Suppose the graph for the Hamiltonian cycle problem is G H = (V H , E H ), where |V H | = N . We construct a depthdecision QC layout synthesis problem using G H as the device graph and N as the target depth. The input circuit is N "levels" of gates. Level l contains a two-qubit gate g l = CX(q l , q (l+1) mod N ). All the other logical qubits at level l are fully occupied by single-qubit gates.
If there exists a Hamiltonian cycle in G H , (p 1 , p 2 , ..., p N , p 1 ), then let the initial mapping be µ 0 : q i → p i for i = 1 to N . It is easy to see that, with this mapping, all the gates in the constructed circuit can be executed.
On the other hand, if there exists a scheduled circuit with depth within N , we first claim that the mapping cannot change during the execution of the circuit. Every gate in a level depends on some gate in the last level. So every gate in level l has a dependency chain of length l, which is the earliest cycle it can be scheduled to. This means, if any SWAP gates are inserted in gate scheduling, certain dependency chain must lengthen and the depth of the scheduled circuit is larger than N . Therefore, if a solution within N cycles exists, each gate in level l must be scheduled at exactly cycle l and there can be no SWAP gates inserted. It is also easy to see that the input CX gates cannot constitute any SWAP gates. Therefore, the mapping from logical to physical qubits remains µ 0 throughout all the cycles in the scheduled circuit. The gates CX(q l , q (l+1) mod N ) being all executable means that they are mapped to edges of G H . This means µ 0 (q 1 ), µ 0 (q 2 ),..., µ 0 (q N ), µ 0 (q 1 ) is a Hamiltonian cycle in G H .

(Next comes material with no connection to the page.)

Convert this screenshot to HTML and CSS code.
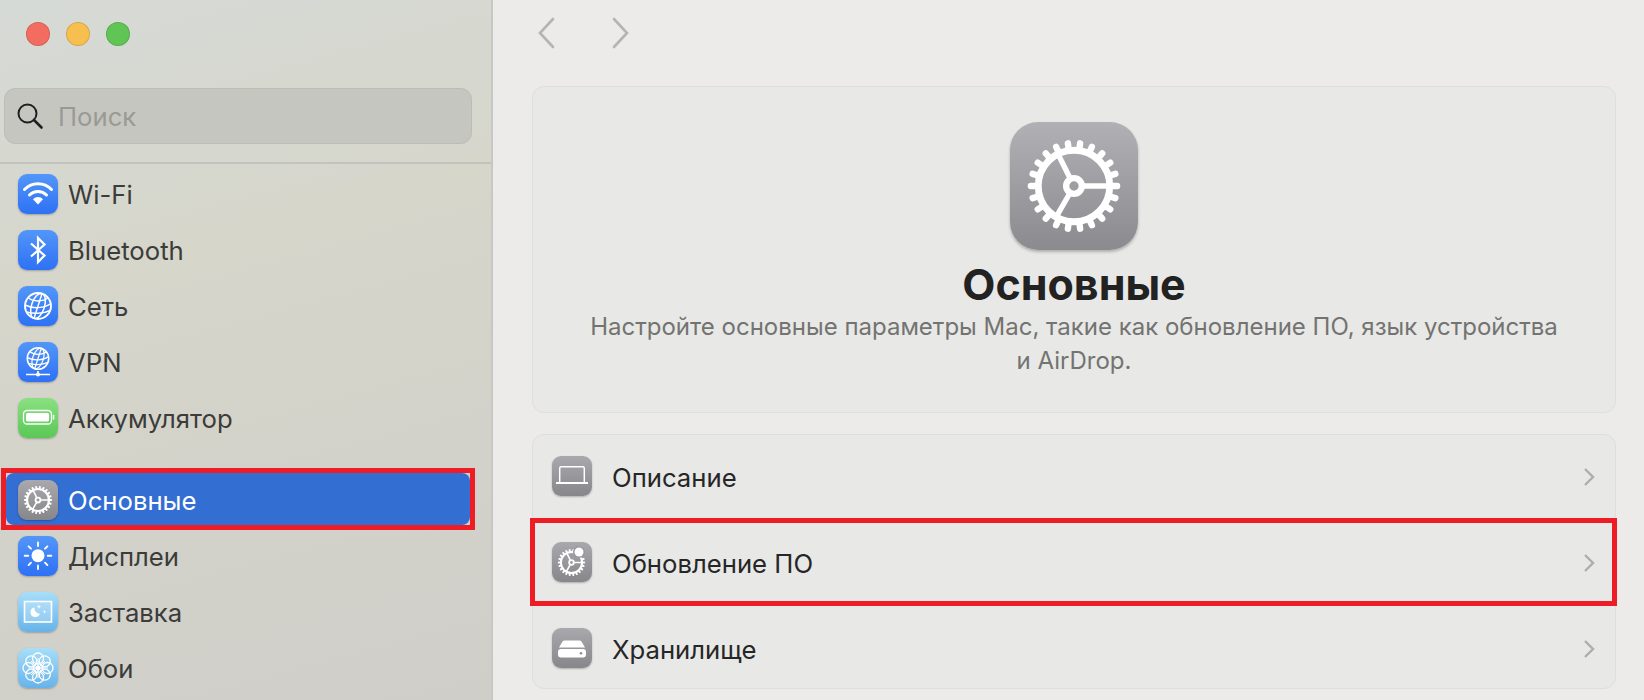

In conclusion, we established the equivalence between a Hamiltonian cycle in G H and the existence of QC layout synthesis solution within depth N . Thus, the Hamiltonian cycle problem is reducible to the QC layout synthesis problem. The latter is NP-complete, since the former is known to be NP-complete.
Conclusion and Future Work
In this paper, we formulated the problem of quantum computing layout synthesis and proved its NP-completeness. We constructed QUEKO benchmarks, each has a known optimal depth for the given device. With QUEKO, we examined four existing quantum computing layout synthesis tools, greedy router in Cirq, t|ket , DenseLayout plus StochasticSwap in Qiskit, and Zulehner et al. [4] and showed rather surprising results. Despite over ten years of research and development efforts by both academia and industry, the current QC compilation flow is far from optimal. In fact, even combining the best performances of all tools evaluated, the optimality gaps range from 1.5x to 45x on average for circuits of feasible depth on existing devices. These gaps reveal that there is substantial room for research into QC layout synthesis, potentially equivalent to an order of improvement of the decoherence time, which would require much higher investment in quantum device technologies to achieve. We plan to use QUEKO benchmarks as a guide to better layout synthesis tools. In addition, we plan to extend our research to construct examples with known optimal solutions for fidelity optimization, as multiple studies have shown that fidelity is a very important metric for quantum circuits in the NISQ era.